[Rows from a dataset of pages and code]

————

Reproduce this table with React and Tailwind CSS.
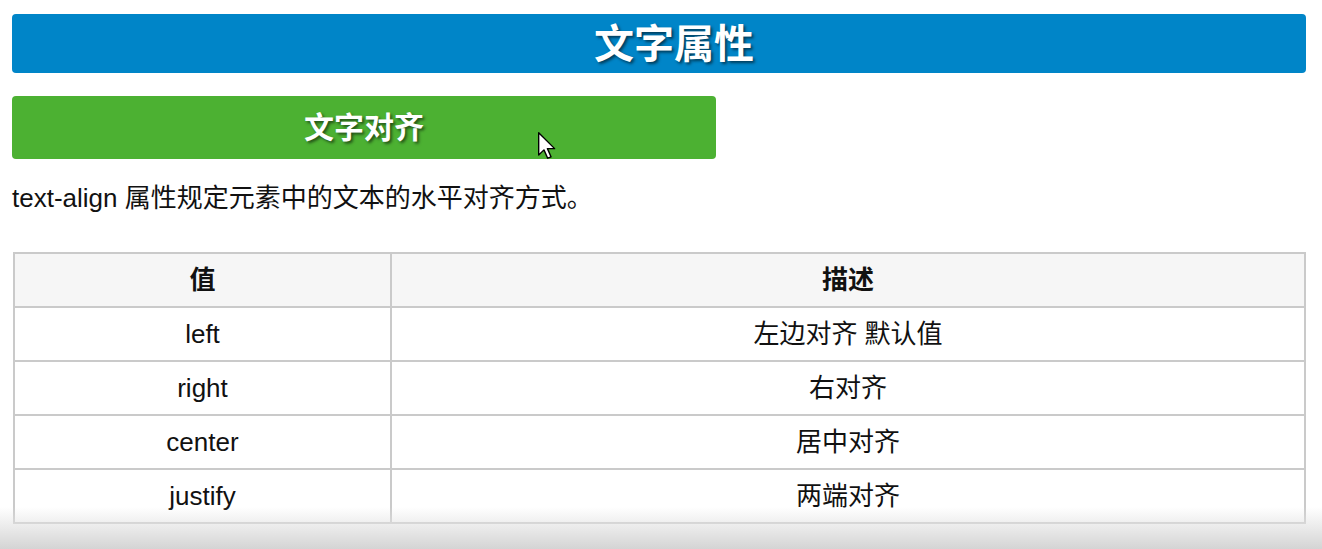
import React from "react";

const rows = [
  { value: "left", desc: "左边对齐 默认值" },
  { value: "right", desc: "右对齐" },
  { value: "center", desc: "居中对齐" },
  { value: "justify", desc: "两端对齐" },
];

const Cursor = () => (
  <svg
    className="absolute left-[538px] top-[132px] pointer-events-none"
    width="18"
    height="28"
    viewBox="0 0 13 20"
  >
    <path
      d="M0.5 0.5 L0.5 16.5 L4.3 12.8 L7 18.8 L9.4 17.8 L6.8 11.9 L12 11.9 Z"
      fill="#fff"
      stroke="#000"
      strokeWidth="1"
      strokeLinejoin="round"
    />
  </svg>
);

const App = () => {
  return (
    <div
      className="relative w-[1322px] h-[549px] overflow-hidden bg-white text-black"
      style={{ fontFamily: '"Liberation Sans", "Noto Sans CJK SC", sans-serif' }}
    >
      <div className="ml-[12px] w-[1294px] pt-[14px]">
        {/* Page title */}
        <h1 className="h-[59px] flex items-center justify-center pl-[30px] rounded-[4px] bg-[#0085c8] text-white text-[40px] font-bold [text-shadow:2px_2px_3px_rgba(0,0,0,0.55)]">
          文字属性
        </h1>

        {/* Section heading */}
        <h2 className="mt-[23px] w-[704px] h-[63px] flex items-center justify-center rounded-[4px] bg-[#4cb132] text-white text-[30px] font-bold [text-shadow:2px_2px_3px_rgba(0,0,0,0.55)]">
          文字对齐
        </h2>

        <p className="mt-[21px] text-[26px] leading-[36px] text-[#111]">
          text-align 属性规定元素中的文本的水平对齐方式。
        </p>

        {/* Values table */}
        <table className="mt-[36px] ml-[1px] w-[1293px] border-collapse border-2 border-[#cacaca] text-[26px] text-[#111]">
          <thead>
            <tr className="bg-[#f6f6f6]">
              <th className="w-[377px] h-[54px] border-2 border-[#cacaca] font-bold text-center">值</th>
              <th className="h-[54px] border-2 border-[#cacaca] font-bold text-center">描述</th>
            </tr>
          </thead>
          <tbody>
            {rows.map((r) => (
              <tr key={r.value}>
                <td className="h-[54px] border-2 border-[#cacaca] text-center">{r.value}</td>
                <td className="h-[54px] border-2 border-[#cacaca] text-center">{r.desc}</td>
              </tr>
            ))}
          </tbody>
        </table>
      </div>

      <Cursor />

      {/* bottom fade */}
      <div className="absolute left-0 right-0 bottom-0 h-[42px] pointer-events-none bg-gradient-to-b from-[rgba(255,255,255,0)] via-[rgba(225,225,225,0.7)] to-[#d4d4d4]" />
    </div>
  );
};

export default App;
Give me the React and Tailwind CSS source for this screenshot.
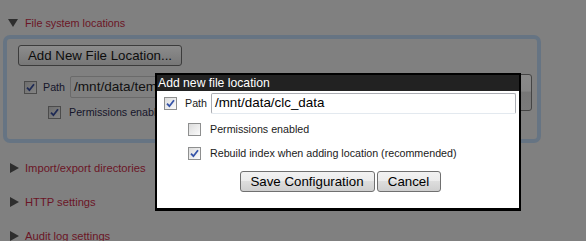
import React from 'react';

function Check({ checked, dim }) {
  // windows-style checkbox, dimmed when it sits under the modal overlay
  const box = dim
    ? 'border-[#4b4b4b] bg-gradient-to-br from-[#6e6e6e] to-[#838383]'
    : 'border-[#8e8f8f] bg-gradient-to-br from-[#dcdcdc] to-[#fbfbfb]';
  return (
    <span className={`flex h-[13px] w-[13px] shrink-0 items-center justify-center border ${box}`}>
      {checked && (
        <svg width="9" height="9" viewBox="0 0 9 9">
          <path d="M1 4.6 L3.4 7.2 L8 1.2" fill="none" stroke={dim ? '#1e2a55' : '#3553a8'} strokeWidth="1.8" />
        </svg>
      )}
    </span>
  );
}

function Section({ label, open }) {
  return (
    <div className="flex h-[34px] items-center pl-[6px]">
      {open ? (
        <span className="h-0 w-0 border-x-[5px] border-t-[8px] border-x-transparent border-t-[#2e2e2e]" />
      ) : (
        <span className="ml-[1px] h-0 w-0 border-y-[5px] border-l-[9px] border-y-transparent border-l-[#2e2e2e]" />
      )}
      <span className="ml-[6px] text-[11.2px] text-[#6b1526]">{label}</span>
    </div>
  );
}

export default function App() {
  return (
    <div className="relative h-[241px] w-full overflow-hidden bg-[#808080] font-['Liberation_Sans',Arial,sans-serif]">
      <div className="px-[3px] pt-[16px]">
        <div className="flex h-[14px] items-center pl-[5px]">
          <span className="h-0 w-0 border-x-[5px] border-t-[8px] border-x-transparent border-t-[#2e2e2e]" />
          <span className="ml-[7px] text-[10.8px] text-[#6b1526]">File system locations</span>
        </div>

        {/* locations panel */}
        <div className="mt-[5px] h-[108px] w-[538px] rounded-[7px] border-4 border-[#667483] pl-[11px] pr-[5px] pt-[4px]">
          <button className="h-[21px] w-[164px] rounded-[3px] border border-[#3c3c3c] bg-gradient-to-b from-[#8c8c8c] to-[#777] text-[13.3px] text-[#0d0d0d]">
            Add New File Location...
          </button>
          <div className="mt-[7px] flex items-start gap-[8px]">
            <div className="flex flex-1 flex-col">
              <div className="mt-[2px] flex h-[22px] items-center">
                <span className="ml-[6px]"><Check checked dim /></span>
                <span className="ml-[6px] text-[10.7px] text-[#15152a]">Path</span>
                <div className="ml-[5px] mr-[5px] flex h-[22px] flex-1 items-center rounded-[2px] border border-[#6a6a6a] pl-[3px] text-[13.6px] text-[#111]">
                  /mnt/data/temp
                </div>
              </div>
              <div className="mt-[7px] flex h-[14px] items-center pl-[30px]">
                <Check checked dim />
                <span className="ml-[8px] text-[10.7px] text-[#15152a]">Permissions enabled</span>
              </div>
            </div>
            <button className="h-[37px] w-[72px] rounded-[3px] border border-[#444] bg-[linear-gradient(#8a8a8a_0,#868686_45%,#777_50%,#7a7a7a_100%)]" />
            <button className="h-[37px] w-[67px] rounded-[3px] border border-[#444] bg-[linear-gradient(#8a8a8a_0,#868686_45%,#777_50%,#7a7a7a_100%)]" />
          </div>
        </div>

        <div className="mt-[8px]">
          <Section label="Import/export directories" />
          <Section label="HTTP settings" />
          <Section label="Audit log settings" />
        </div>
      </div>

      {/* modal */}
      <div className="absolute left-[155px] top-[73px] flex h-[138px] w-[366px] flex-col border-2 border-b-[3px] border-black bg-white">
        <div className="flex h-[16px] items-center bg-[#222] pl-[1px] text-[12.2px] text-white">
          Add new file location
        </div>
        <div className="flex flex-1 flex-col pl-[7px] pr-[3px]">
          <div className="mt-[2px] flex h-[21px] items-center">
            <Check checked />
            <span className="ml-[8px] text-[10.7px] text-[#1a1a1a]">Path</span>
            <div className="ml-[4px] flex h-[21px] flex-1 items-center rounded-[2px] border border-[#abadb3] border-b-[#e3e9ef] pl-[3px] text-[13.4px] text-black">
              /mnt/data/clc_data
            </div>
          </div>
          <div className="mt-[8px] flex h-[14px] items-center pl-[24px]">
            <Check />
            <span className="ml-[9px] text-[10.7px] text-[#1a1a1a]">Permissions enabled</span>
          </div>
          <div className="mt-[10px] flex h-[14px] items-center pl-[24px]">
            <Check checked />
            <span className="ml-[9px] text-[10.7px] text-[#1a1a1a]">Rebuild index when adding location (recommended)</span>
          </div>
          <div className="mt-[11px] flex justify-center gap-[2px]">
            <button className="h-[21px] w-[135px] rounded-[3px] border border-[#707070] bg-[linear-gradient(#f2f2f2_0,#ebebeb_50%,#dddddd_50%,#cfcfcf_100%)] text-[13.3px] text-black">
              Save Configuration
            </button>
            <button className="h-[21px] w-[64px] rounded-[3px] border border-[#707070] bg-[linear-gradient(#f2f2f2_0,#ebebeb_50%,#dddddd_50%,#cfcfcf_100%)] text-[13.3px] text-black">
              Cancel
            </button>
          </div>
        </div>
      </div>
    </div>
  );
}
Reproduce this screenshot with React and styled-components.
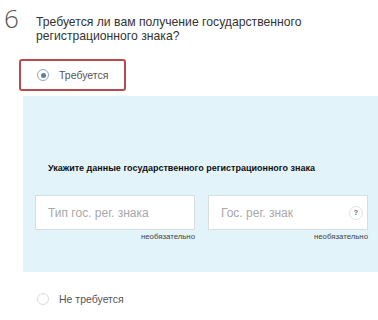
import React from "react";
import styled, { createGlobalStyle } from "styled-components";

const GlobalStyle = createGlobalStyle`
  body {
    margin: 0;
    background: #fff;
    font-family: "Liberation Sans", Arial, sans-serif;
  }
`;

const Page = styled.div`
  width: 378px;
  height: 320px;
  overflow: hidden;
  background: #fff;
`;

const Header = styled.div`
  display: flex;
  align-items: flex-start;
  padding-left: 4px;
`;

const StepNumber = styled.div`
  width: 32px;
  font-family: "Open Sans", "Liberation Sans", sans-serif;
  font-weight: 300;
  font-size: 26px;
  line-height: 36px;
  color: #555;
`;

const Question = styled.div`
  margin-top: 15px;
  font-size: 12.2px;
  line-height: 14px;
  color: #333;
`;

const Options = styled.div`
  margin-top: 16px;
`;

const Option = styled.label`
  display: flex;
  align-items: center;
  gap: 10px;
  box-sizing: border-box;
  height: 32px;
  width: ${(p) => (p.$selected ? "107px" : "auto")};
  margin-left: 19px;
  padding-left: 16px;
  border: 2px solid ${(p) => (p.$selected ? "#b84a4d" : "transparent")};
  border-radius: 3px;
  font-size: 10.5px;
  color: #555;
`;

const Radio = styled.span`
  box-sizing: border-box;
  width: 12px;
  height: 12px;
  border-radius: 50%;
  border: 1px solid ${(p) => (p.$checked ? "#8fa9bd" : "#dcdcdc")};
  background: #fff;
  display: flex;
  align-items: center;
  justify-content: center;

  &::after {
    content: "";
    display: ${(p) => (p.$checked ? "block" : "none")};
    width: 5px;
    height: 5px;
    border-radius: 50%;
    background: #5f7f99;
  }
`;

const Panel = styled.div`
  margin: 5px 0 0 23px;
  height: 176px;
  box-sizing: border-box;
  padding: 67px 10px 0 12px;
  background: #e3f3fa;
`;

const PanelTitle = styled.div`
  margin-left: 13px;
  font-size: 9px;
  font-weight: bold;
  color: #111;
`;

const Fields = styled.div`
  display: flex;
  gap: 13px;
  margin-top: 22px;
`;

const Field = styled.div`
  width: 160px;
  display: flex;
  flex-direction: column;
`;

const InputBox = styled.div`
  box-sizing: border-box;
  height: 35px;
  border: 1px solid #d8dde0;
  background: #fff;
  display: flex;
  align-items: center;
  padding: 0 12px;
  font-size: 12px;
  color: #a8a8a8;
`;

const Help = styled.span`
  margin-left: auto;
  margin-right: -8px;
  width: 14px;
  height: 14px;
  border-radius: 50%;
  border: 1px solid #e2e2e2;
  box-sizing: border-box;
  font-size: 7px;
  font-weight: bold;
  color: #666;
  display: flex;
  align-items: center;
  justify-content: center;
`;

const Hint = styled.div`
  margin-top: 2px;
  text-align: right;
  font-size: 7.8px;
  color: #444;
`;

const SecondOption = styled(Option)`
  margin-top: 11px;
`;

export default function App() {
  return (
    <Page>
      <GlobalStyle />
      <Header>
        <StepNumber>6</StepNumber>
        <Question>
          Требуется ли вам получение государственного
          <br />
          регистрационного знака?
        </Question>
      </Header>
      <Options>
        <Option $selected>
          <Radio $checked />
          Требуется
        </Option>
        <Panel>
          <PanelTitle>Укажите данные государственного регистрационного знака</PanelTitle>
          <Fields>
            <Field>
              <InputBox>Тип гос. рег. знака</InputBox>
              <Hint>необязательно</Hint>
            </Field>
            <Field>
              <InputBox>
                Гос. рег. знак
                <Help>?</Help>
              </InputBox>
              <Hint>необязательно</Hint>
            </Field>
          </Fields>
        </Panel>
        <SecondOption>
          <Radio />
          Не требуется
        </SecondOption>
      </Options>
    </Page>
  );
}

————

• _Challenge_: Look through the material and copy each line that has "screenshot".

• _Reply_:
Give me the React and Tailwind CSS source for this screenshot.
Reproduce this screenshot with React and styled-components.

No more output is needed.